Tapi, bicara soal KPK, sama saja. Bocor dan jebol juga. Ketuanya tidak hanya terjerat pelanggaran etik, tapi juga ikut menjadi bagian dari kejahatan korupsi yang dilakukan seorang menteri yang pandai bernyanyi di ruang sidang. Sudahlah, bicara korupsi tidak habisnya. Sebab kebocoran uang negara sudah menjadi bagian dari gaya hidup dan identitas nasional.

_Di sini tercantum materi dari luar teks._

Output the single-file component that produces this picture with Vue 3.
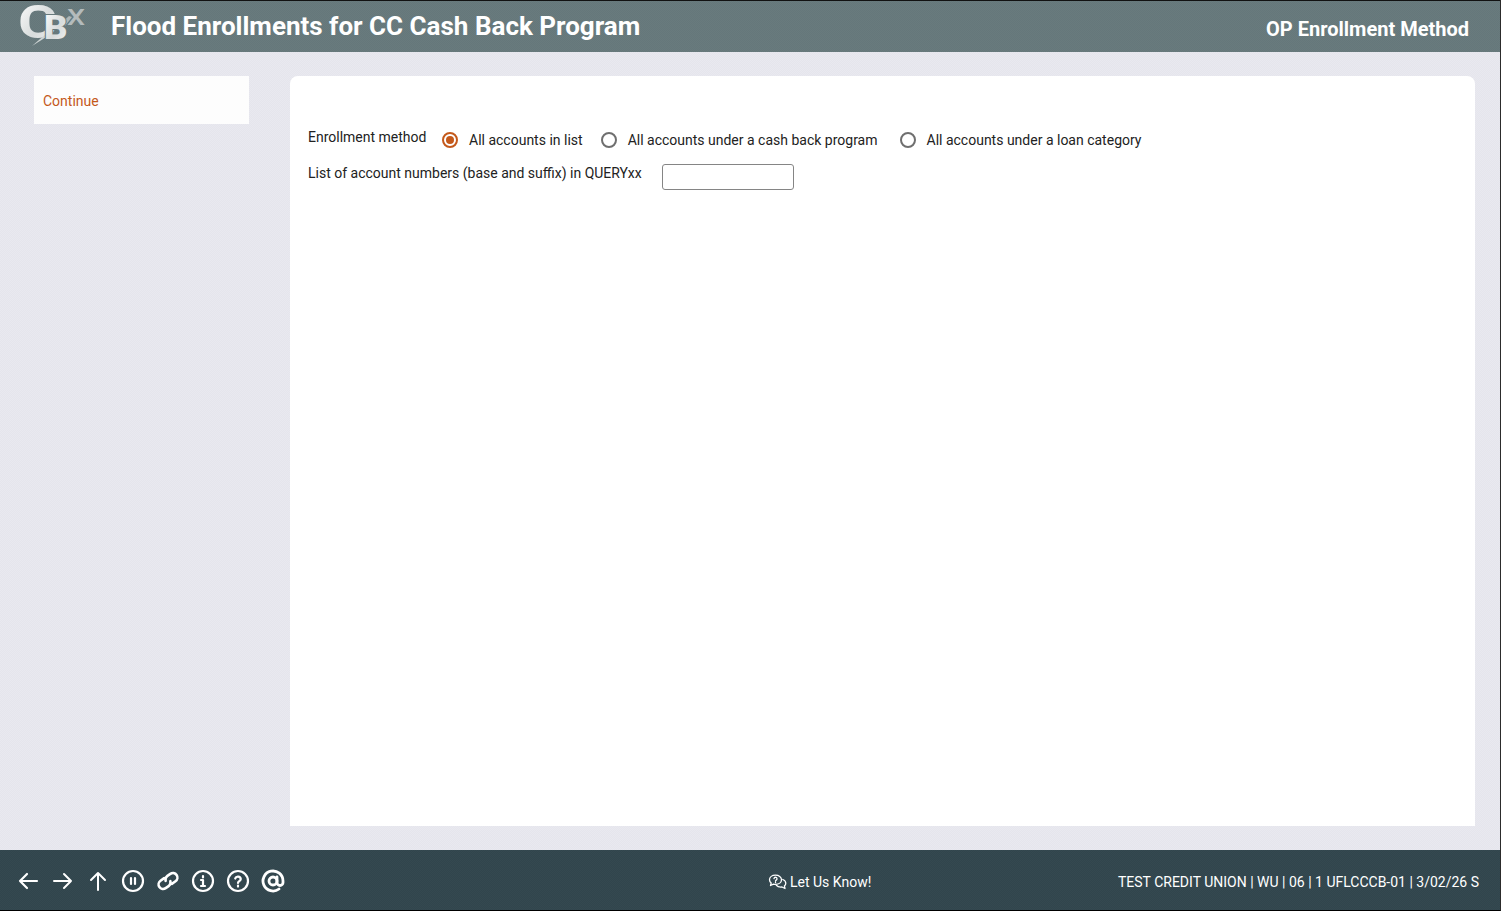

Episode 3: Rakyat Menonton, Dunia Tertawa
Dalam drama ini, peran rakyat tidak kalah penting. Mereka adalah penonton setia yang menyaksikan setiap episode dengan penuh haru, kadang-kadang geli. Terkadang, mereka marah, kecewa, dan merasa tertipu. Namun, kebanyakan dari mereka hanya bisa menonton dalam diam sambil mengetik kata-kata sarkas di kolom komentar di aneka media sosial.
Bagaimana tidak, suara mereka seringkali dibungkam atau diabaikan oleh para pemain utama drama ini. Demonstrasi demi demonstrasi diadakan, namun suara kritis mereka sering kali tenggelam dalam hiruk-pikuk cerita politik dan birokrasi. Rakyat hanya bisa pasrah dan mulai tidak peduli, sambil berharap keajaiban akan datang mengubah alur cerita. Dunia pun tertawa melihat betapa kacaunya sebuah negeri yang kaya-raya.
Epilog: Secercah Harapan
Meski balada ini penuh dengan kebocoran dan ironi, harapan tetap ada. Di tengah kegelapan, selalu ada secercah cahaya. Mungkin suatu hari nanti, negeri ini akan menemukan cara untuk menambal setiap kebocoran dan membangun kembali kepercayaan rakyat. Rakyat yang semakin cerdas dan peka mulai menuntut transparansi dan akuntabilitas. Mungkin akan ada pahlawan yang dikirim Tuhan yang berani menambal semua kebocoran dan membangun benteng kokoh tak bisa jebol.
Hingga saat itu tiba, mari kita nikmati setiap episode Balada Negara Bocor dengan segelas kopi dan sejumput sarkasme. Karena,tertawa adalah obat terbaik, meski dalam getir ironi.Selamat menikmati!